Von Sandro Danilo Spadini
«Das ist der Batman-Film, auf den ich gewartet habe», jauchzte und jubelte US-Kritikerpapst Roger Ebert im Juni 2005, nachdem er Christopher Nolans «Batman Begins» und damit ein Stück
Kinogeschichte erlebt hatte. Genau genommen habe er gar nicht realisiert, dass er auf diesen Film gewartet habe, präzisierte Ebert. «Denn ich habe nicht realisiert, dass mehr Betonung auf die
Geschichte und die Figuren und weniger Betonung auf die Hightech-Action genau das war, was nötig war.» Und just das ist es auch, was der Batman-Trilogie von Christopher Nolan weit über die
Comic-Fangemeinde hinaus so viel Bewunderung einbringt: Man muss nämlich keine Affinität zu fliegenden Superhelden und blitzenden Wunderwaffen, keine Vorliebe für Latex und Spandex, keine Lust
auf Bumm und Krawumm haben, um die unfassbaren Vorzüge, die unglaubliche Klasse, die unendliche Grossartigkeit dieser Filme zu schätzen.
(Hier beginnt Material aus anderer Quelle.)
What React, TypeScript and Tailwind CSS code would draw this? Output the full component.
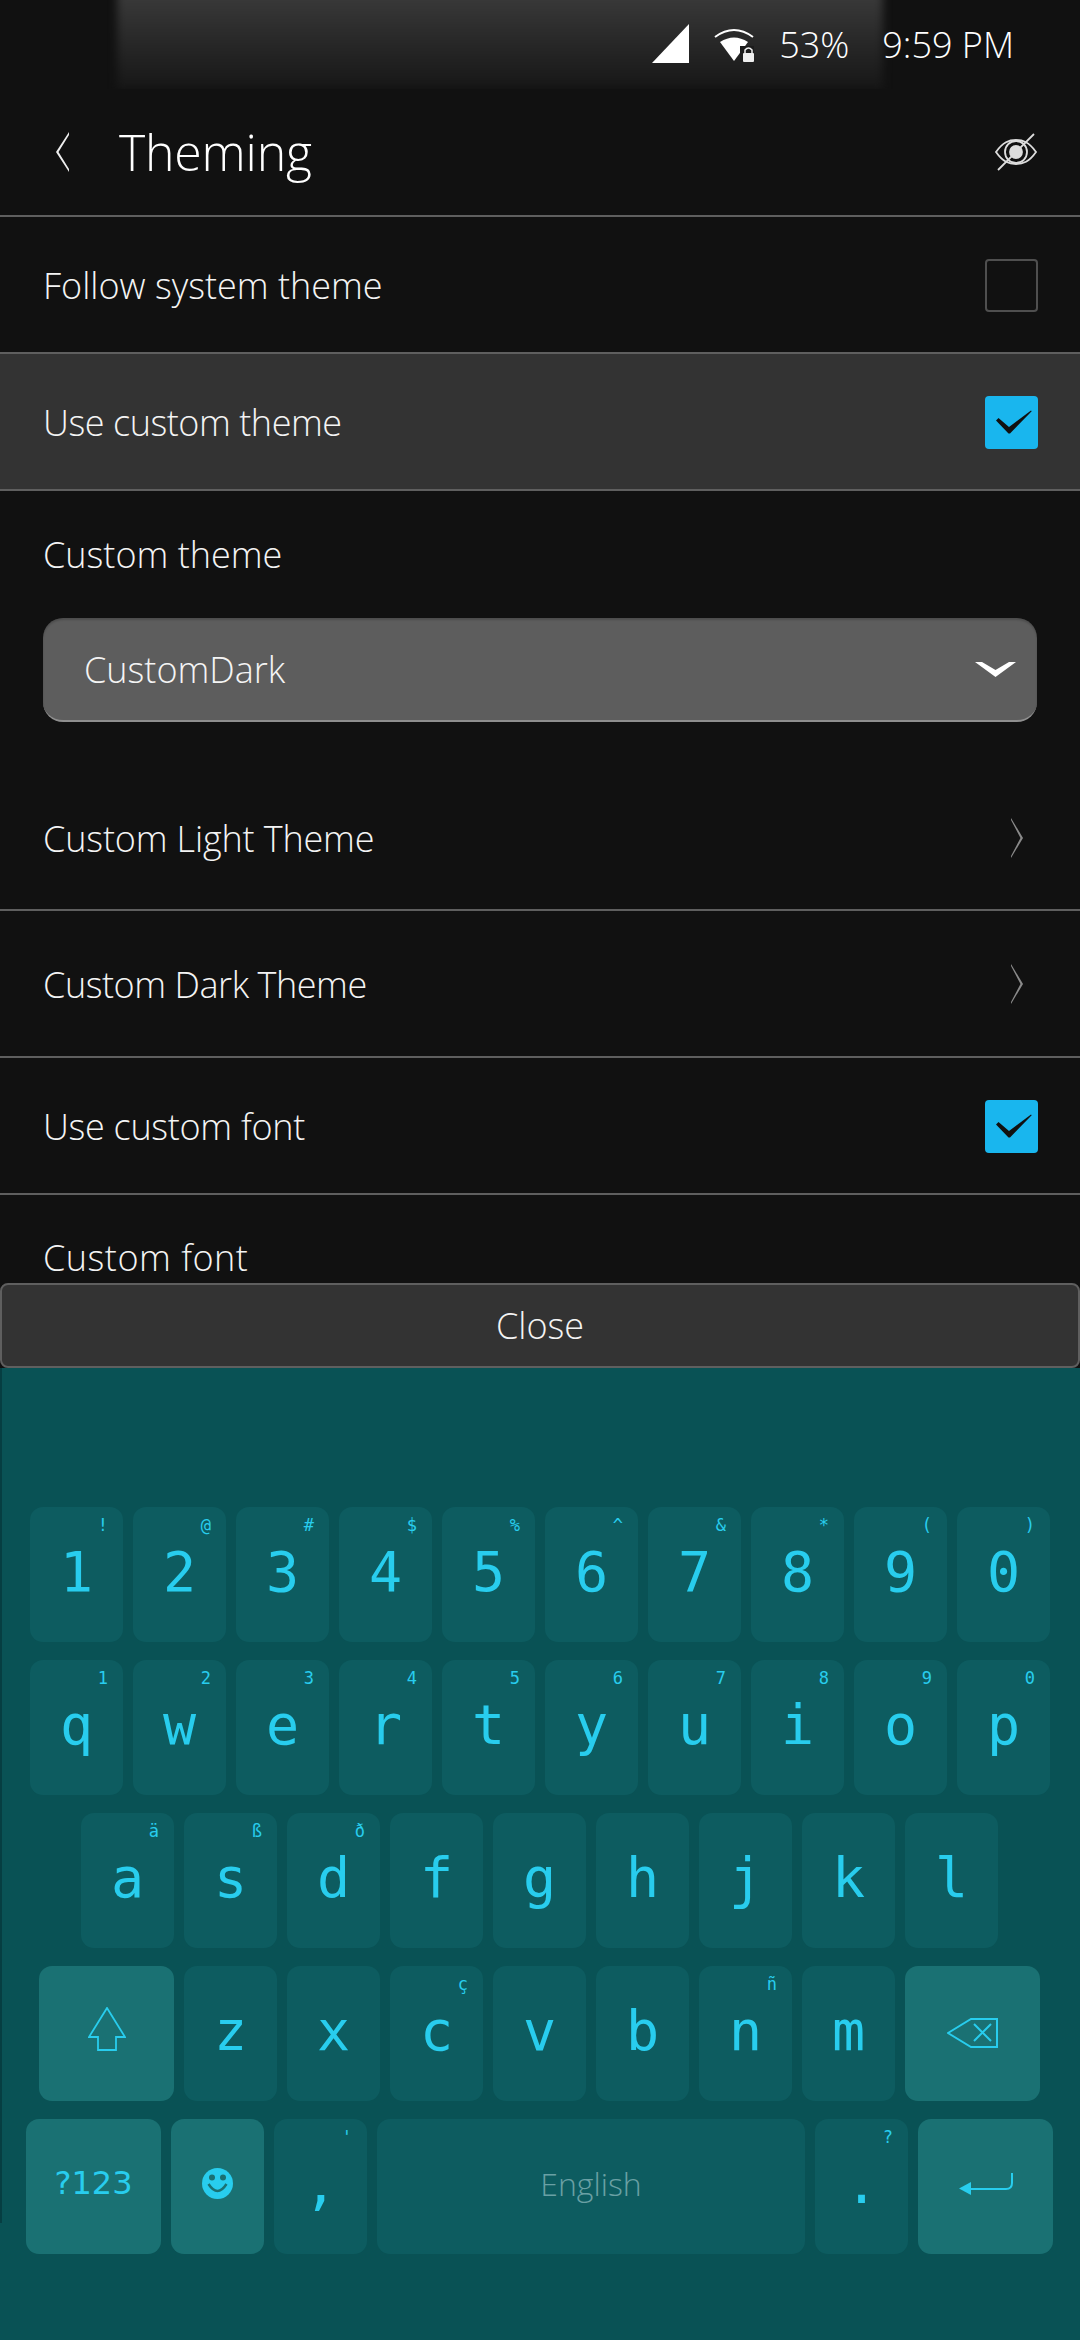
import React from "react";

const sans = "font-['Open_Sans','Noto_Sans',sans-serif]";
const mono = "font-['DejaVu_Sans_Mono','Liberation_Mono',monospace]";
const label = "text-[36px] font-light text-[#f4f4f4]";

function Check() {
  return (
    <div className="w-[53px] h-[53px] mt-[2px] rounded-[4px] bg-[#19b6ee]">
      <svg width="53" height="53" viewBox="0 0 53 53">
        <path d="M11 24.5 L13.5 22 L24 31 L46 14.5 L46.7 15.3 L25 37.5 L23.5 37.5 Z" fill="#111" />
      </svg>
    </div>
  );
}

function Chevron() {
  return (
    <svg width="14" height="40" viewBox="0 0 14 40" fill="#8a8a8a">
      <path d="M1 0 L13 20 L1 40 L1 38 L10.5 20 L1 2 Z" />
    </svg>
  );
}

function Row({ text, right, className = "", h, tracking = "" }: { text: string; right?: React.ReactNode; className?: string; h: string; tracking?: string }) {
  return (
    <div className={`flex items-center justify-between pl-[43px] pr-[42px] border-b-2 border-[#5f5f5f] shrink-0 ${h} ${className}`}>
      <span className={`${label} ${tracking} mt-[2px]`}>{text}</span>
      {right}
    </div>
  );
}

function Key({ c, s, w = "w-[93px]", action, children }: { c?: string; s?: string; w?: string; action?: boolean; children?: React.ReactNode }) {
  return (
    <div className={`relative h-[135px] shrink-0 rounded-[13px] ${w} ${action ? "bg-[#1a7173]" : "bg-[#0d5c60]"} flex justify-center ${mono} text-[#28cdee]`}>
      {s && <span className="absolute right-[15px] top-[6px] text-[17px] leading-[24px]">{s}</span>}
      {c && <span className="text-[55px] leading-[66px] mt-[32px]">{c}</span>}
      {children}
    </div>
  );
}

function KeyRow({ children, className = "" }: { children: React.ReactNode; className?: string }) {
  return <div className={`flex gap-[10px] ${className}`}>{children}</div>;
}

const r1 = [["1", "!"], ["2", "@"], ["3", "#"], ["4", "$"], ["5", "%"], ["6", "^"], ["7", "&"], ["8", "*"], ["9", "("], ["0", ")"]];
const r2 = [["q", "1"], ["w", "2"], ["e", "3"], ["r", "4"], ["t", "5"], ["y", "6"], ["u", "7"], ["i", "8"], ["o", "9"], ["p", "0"]];
const r3 = [["a", "ä"], ["s", "ß"], ["d", "ð"], ["f", ""], ["g", ""], ["h", ""], ["j", ""], ["k", ""], ["l", ""]];
const r4 = [["z", ""], ["x", ""], ["c", "ç"], ["v", ""], ["b", ""], ["n", "ñ"], ["m", ""]];

export default function App() {
  return (
    <div className={`w-[1080px] h-[2340px] overflow-hidden bg-[#111111] flex flex-col ${sans}`}>
      <div className="relative h-[89px] shrink-0 flex items-center justify-end pr-[66px] gap-[33px] text-white">
        <div className="absolute left-[117px] w-[766px] top-[-10px] h-[99px] bg-gradient-to-b from-[#3c3c3c] to-[#171717] blur-[4px]" />
        <div className="absolute left-0 right-0 top-[89px] h-[10px] bg-[#111111]" />
        <div className="relative flex items-center gap-[25px]">
          <svg className="-mt-[2px]" width="37" height="39" viewBox="0 0 37 39" fill="#fff"><path d="M0 39 L37 0 V39 Z" /></svg>
          <svg width="40" height="34" viewBox="0 0 40 34" fill="none">
            <path d="M1 9 Q20 -5 39 9" stroke="#fff" strokeWidth="2" />
            <path d="M6 14 Q20 5 34 14 L20 33 Z" fill="#fff" />
            <rect x="26" y="18" width="14" height="16" fill="#1b1b1b" />
            <rect x="29" y="25" width="11" height="9" fill="#eee" rx="1" />
            <path d="M31 25 V22 Q34.5 18 38 22 V25" stroke="#eee" strokeWidth="1.5" />
          </svg>
        </div>
        <span className="relative text-[36px] font-light -ml-[8px]">53%</span>
        <span className="relative text-[36px] font-light">9:59 PM</span>
      </div>

      <div className="h-[128px] shrink-0 flex items-center justify-between pl-[54px] pr-[43px] border-b-2 border-[#5f5f5f]">
        <div className="flex items-center gap-[49px]">
          <svg width="16" height="42" viewBox="0 0 16 42" fill="#eee"><path d="M15 1 L2 21 L15 41 L15 38 L4.5 21 L15 4 Z" /></svg>
          <span className="text-[50px] font-light text-white tracking-[-0.2px] leading-[60px]">Theming</span>
        </div>
        <svg width="42" height="38" viewBox="0 0 42 38" fill="none" stroke="#ddd" strokeWidth="1.8">
          <path d="M1 19 C8 9 14 7 21 7 C28 7 34 9 41 19 C34 29 28 31 21 31 C14 31 8 29 1 19 Z" />
          <circle cx="21" cy="19" r="11" />
          <circle cx="21" cy="19" r="6" fill="#ddd" />
          <path d="M3 37 L39 1" />
        </svg>
      </div>

      <Row text="Follow system theme" h="h-[137px]" right={<div className="w-[53px] h-[53px] mt-[2px] rounded-[4px] border-2 border-[#4f4f4f]" />} />
      <Row text="Use custom theme" tracking="tracking-[-0.45px]" h="h-[137px]" className="bg-[#333333]" right={<Check />} />

      <div className="h-[127px] shrink-0 flex items-center pl-[43px]">
        <span className={label}>Custom theme</span>
      </div>
      <div className="mx-[43px] h-[104px] shrink-0 rounded-[20px] bg-[#5d5d5d] border-b-2 border-[#8f8f8f] shadow-[inset_0_2px_2px_rgba(0,0,0,0.18)] flex items-center justify-between pl-[41px] pr-[21px]">
        <span className={`${label} mt-[2px]`}>CustomDark</span>
        <svg width="41" height="15" viewBox="0 0 41 15" fill="#fff"><path d="M0 0 H7 L20.5 8 L34 0 H41 L20.5 15 Z" /></svg>
      </div>

      <Row text="Custom Light Theme" tracking="tracking-[-0.15px]" h="h-[189px] pt-[44px]" right={<div className="pr-[14px]"><Chevron /></div>} />
      <Row text="Custom Dark Theme" tracking="tracking-[-0.45px]" h="h-[147px]" right={<div className="pr-[14px]"><Chevron /></div>} />
      <Row text="Use custom font" tracking="tracking-[-0.3px]" h="h-[137px]" right={<Check />} />

      <div className="h-[88px] shrink-0 overflow-hidden flex items-end pl-[43px]">
        <span className={`${label} tracking-[0.5px] -mb-[2px]`}>Custom font</span>
      </div>

      <div className="h-[85px] shrink-0 rounded-[8px] bg-[#333333] border-2 border-[#5f5f5f] flex items-center justify-center">
        <span className={label}>Close</span>
      </div>

      <div className="relative flex-1 bg-[#095255] pt-[139px] flex flex-col gap-[18px]">
        <div className="absolute left-0 top-0 w-[2px] h-[855px] bg-[#063e42]" />
        <KeyRow className="pl-[30px]">{r1.map(([c, s]) => <Key key={c} c={c} s={s} />)}</KeyRow>
        <KeyRow className="pl-[30px]">{r2.map(([c, s]) => <Key key={c} c={c} s={s} />)}</KeyRow>
        <KeyRow className="pl-[81px]">{r3.map(([c, s]) => <Key key={c} c={c} s={s} />)}</KeyRow>
        <KeyRow className="pl-[39px]">
          <Key w="w-[135px]" action>
            <svg className="mt-[41px]" width="38" height="44" viewBox="0 0 38 44" fill="none" stroke="#28cdee" strokeWidth="1.8"><path d="M19 1 L37 30 H28 V43 H10 V30 H1 Z" /></svg>
          </Key>
          {r4.map(([c, s]) => <Key key={c} c={c} s={s} />)}
          <Key w="w-[135px]" action>
            <svg className="mt-[52px]" width="52" height="30" viewBox="0 0 52 30" fill="none" stroke="#28cdee" strokeWidth="2"><path d="M1 15 L24 1 H50 V29 H24 Z" /><path d="M27 6 L44 23 M44 6 L27 23" /></svg>
          </Key>
        </KeyRow>
        <KeyRow className="pl-[26px]">
          <Key w="w-[135px]" action><span className="font-['DejaVu_Sans',sans-serif] text-[32px] leading-[40px] mt-[44px]">?123</span></Key>
          <Key action>
            <svg className="mt-[49px]" width="31" height="31" viewBox="0 0 31 31"><circle cx="15.5" cy="15.5" r="15.5" fill="#28cdee" /><circle cx="10" cy="9.5" r="3" fill="#1a7173" /><circle cx="21" cy="9.5" r="3" fill="#1a7173" /><path d="M6.5 16 Q15.5 30 24.5 16" fill="none" stroke="#1a7173" strokeWidth="2.5" /></svg>
          </Key>
          <Key c="," s="'" />
          <Key w="w-[428px]"><span className={`${sans} font-light text-[32px] leading-[40px] mt-[45px] text-[#6aa0a4]`}>English</span></Key>
          <Key c="." s="?" />
          <Key w="w-[135px]" action>
            <svg className="mt-[54px]" width="54" height="22" viewBox="0 0 54 22" fill="none" stroke="#28cdee" strokeWidth="2"><path d="M53 0 V10 Q53 16 47 16 H12" /><path d="M0 15.5 L12 9 V22 Z" fill="#28cdee" stroke="none" /></svg>
          </Key>
        </KeyRow>
      </div>
    </div>
  );
}
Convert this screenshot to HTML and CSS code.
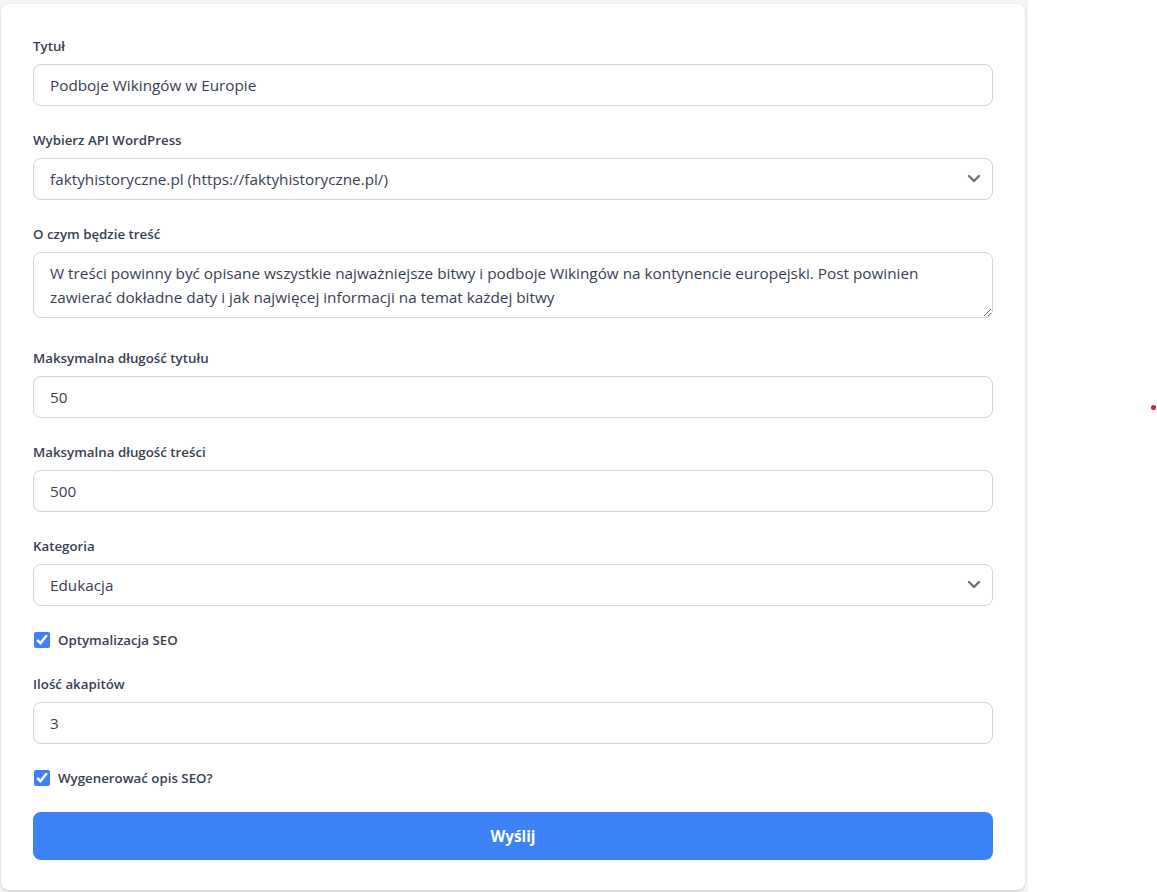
FILE: index.html
```html
<!DOCTYPE html>
<html lang="pl">
<head>
<meta charset="utf-8">
<title>Formularz</title>
<link rel="stylesheet" href="styles.css">
</head>
<body>
<div class="page">
  <div class="panel">
    <form class="card">
      <div class="field">
        <label class="label">Tytuł</label>
        <input class="input" type="text" value="Podboje Wikingów w Europie">
      </div>
      <div class="field">
        <label class="label">Wybierz API WordPress</label>
        <div class="select-wrap">
          <select class="input select"><option>faktyhistoryczne.pl (https://faktyhistoryczne.pl/)</option></select>
          <svg class="chevron" width="14" height="9" viewBox="0 0 14 9"><path d="M2 2l5 5 5-5" fill="none" stroke="#6b7280" stroke-width="2.4" stroke-linecap="round" stroke-linejoin="round"/></svg>
        </div>
      </div>
      <div class="field">
        <label class="label">O czym będzie treść</label>
        <textarea class="input textarea" rows="2">W treści powinny być opisane wszystkie najważniejsze bitwy i podboje Wikingów na kontynencie europejski. Post powinien
zawierać dokładne daty i jak najwięcej informacji na temat każdej bitwy</textarea>
      </div>
      <div class="field">
        <label class="label">Maksymalna długość tytułu</label>
        <input class="input" type="text" value="50">
      </div>
      <div class="field">
        <label class="label">Maksymalna długość treści</label>
        <input class="input" type="text" value="500">
      </div>
      <div class="field">
        <label class="label">Kategoria</label>
        <div class="select-wrap">
          <select class="input select"><option>Edukacja</option></select>
          <svg class="chevron" width="14" height="9" viewBox="0 0 14 9"><path d="M2 2l5 5 5-5" fill="none" stroke="#6b7280" stroke-width="2.4" stroke-linecap="round" stroke-linejoin="round"/></svg>
        </div>
      </div>
      <label class="check">
        <input type="checkbox" checked>
        <span>Optymalizacja SEO</span>
      </label>
      <div class="field">
        <label class="label">Ilość akapitów</label>
        <input class="input" type="text" value="3">
      </div>
      <label class="check">
        <input type="checkbox" checked>
        <span>Wygenerować opis SEO?</span>
      </label>
      <button class="submit" type="button">Wyślij</button>
    </form>
  </div>
  <div class="side"></div>
</div>
<span class="dot"></span>
</body>
</html>
```

FILE: styles.css
```css
* { box-sizing: border-box; }
html, body { margin: 0; padding: 0; background: #ffffff; }
body {
  font-family: "Open Sans", "Noto Sans", "Liberation Sans", sans-serif;
  color: #374151;
  height: 892px;
  overflow: hidden;
}
.page {
  display: flex;
  align-items: flex-start;
}
.panel {
  width: 1028px;
  background: #f3f4f6;
  padding: 4px 3px 2px 1px;
}
.card {
  background: #ffffff;
  border-radius: 8px;
  box-shadow: 0 1px 3px rgba(0,0,0,0.12), 0 1px 2px rgba(0,0,0,0.06);
  padding: 32px 32px 30px 32px;
  display: flex;
  flex-direction: column;
  gap: 24px;
}
.field {
  display: flex;
  flex-direction: column;
  gap: 8px;
}
.label {
  font-size: 13.3px;
  font-weight: 600;
  line-height: 20px;
  color: #374151;
}
.input {
  width: 100%;
  height: 42px;
  border: 1px solid #d1d5db;
  border-radius: 8px;
  padding: 8px 16px;
  font-family: "Open Sans", "Noto Sans", sans-serif;
  font-size: 15.3px;
  line-height: 24px;
  color: #374151;
  background: #ffffff;
  outline: none;
}
.select-wrap { position: relative; }
.select {
  appearance: none;
  -webkit-appearance: none;
  padding-right: 40px;
}
.chevron {
  position: absolute;
  right: 12px;
  top: 16px;
  pointer-events: none;
}
.textarea {
  height: 66px;
  resize: vertical;
  margin-bottom: 6px;
  display: block;
}
.check {
  display: flex;
  align-items: center;
  gap: 8px;
  height: 20px;
  font-size: 13.3px;
  font-weight: 600;
  color: #374151;
}
.check input {
  width: 16px;
  height: 16px;
  margin: 0 0 0 1px;
  accent-color: #3b82f6;
}
.submit {
  height: 48px;
  border: none;
  border-radius: 8px;
  background: #3b82f6;
  color: #ffffff;
  font-family: "Open Sans", "Noto Sans", sans-serif;
  font-size: 15.3px;
  font-weight: 700;
}
.side { flex: 1; }
.dot {
  position: absolute;
  left: 1151px;
  top: 405px;
  width: 5px;
  height: 5px;
  border-radius: 50%;
  background: #e11d1d;
}
```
Schliesslich ist hier alles, rein sauber alles drin, was
das Kino ausmacht – was das Kino grösser als das Leben macht: Spannung und Spektakel, tiefe Gefühle und hohe Schauspielkunst, psychologische Diskurse und philosophische Exkurse, Zauber und
Zeitgeist.
Kinoereignis des Jahrzehnts
Vor allem bedeutete der fulminante Neustart mit «Batman Begins» auch einen harten Bruch mit den Traditionen der ersten Fledermaus-Reihe, die Tim Burton 1989 farbenfroh und frohgemut lanciert
hatte – und die Joel Schumacher dann mit zwei schrillen Machwerken an die Wand fuhr. Dass etwas Gescheites herauskommen würde, stand freilich schon zu vermuten, als der Name des
Zeremonienmeisters bei Batmans Kinoauferstehung bekannt wurde: Der Engländer Christopher Nolan hatte sich längst einen Namen gemacht als das neue Wunderkind Hollywoods mit dem so irrwitzigen wie
genialen Thriller «Memento». Und «Batman Begins» sollte erst ein Vorgeschmack sein – die Ouvertüre für eine düstere Oper schwarzen Wahnsinns, die drei Jahre später über die Bühne ging. Der furios
dirigierte, grandios orchestrierte Nachfolger «The Dark Knight» avancierte zum Kinoereignis des Jahrzehnts – und zur besten Comicverfilmung aller Zeiten. Für immer verbunden bleiben wird «The
Dark Knight» aber auch mit einer sinnlosen Tragik, die schon ein halbes Jahr vor Kinostart ihren Schatten vorausgeworfen hatte: dem so frühen Tod von Heath Ledger, der hier völlig von Sinnen und
dem Wahnsinn nah den Joker und also Batmans Nemesis verkörperte. Dass der nur 28-jährig gewordene Australier dafür postum einen Oscar bekam, hatte dann nichts mit einer Geste zu tun. Denn Ledger
setzte im Clownskostüm und mit verschmierter Schminke einen erschütternden schauspielerischen Glanzpunkt, der die Finsternis überdauerte. Und er tat etwas, was im Grunde schlechterdings unmöglich
ist: Er stellte Jack Nicholson in den Schatten, der diese Figur in Tim Burtons «Batman» schon in den Kino-Olymp gespielt hatte.
Tiefer Pessimismus
Die Figur des Joker, wie sie bei Nolan gezeichnet ist, kann als Quintessenz von dieser Trilogie gelten: Diesem Wahnsinnigen geht es ganz anders als herkömmlichen Überschurken des Kinos nicht um
Reichtum oder Weltherrschaft; ihm dienen Gewalt und Zerstörung zum inhaltslosen Selbstzweck. Der Joker hat in «The Dark Knight» keine andere Ziele, als Dunkelheit über Gotham City zu bringen –
ein nihilistischer Terrorist, der längst von allen guten Geistern verlassen wurde. Als solcher ist er Ausdruck eines tief empfundenen Pessimismus, der sich durch die ganze Batman-Reihe von Nolan
zieht. Selbst das Tun des Helden ist davon erfasst – untypisch kritisch für einen Mainstream-Film werden dazu immer wieder kritische Fragen zu Gewalt und Selbstjustiz oder zur moralischen und
demokratischen Krise der Gegenwart aufgeworfen. Ob die Batman-Filme von Christopher Nolan wirklich Mainstream sind, darf trotz ihres überwältigenden kommerziellen Erfolgs freilich infrage
gestellt werden. Keine Diskussion kann es derweil darüber geben, dass dies der definitive, der ultimative, der superlative Batman ist.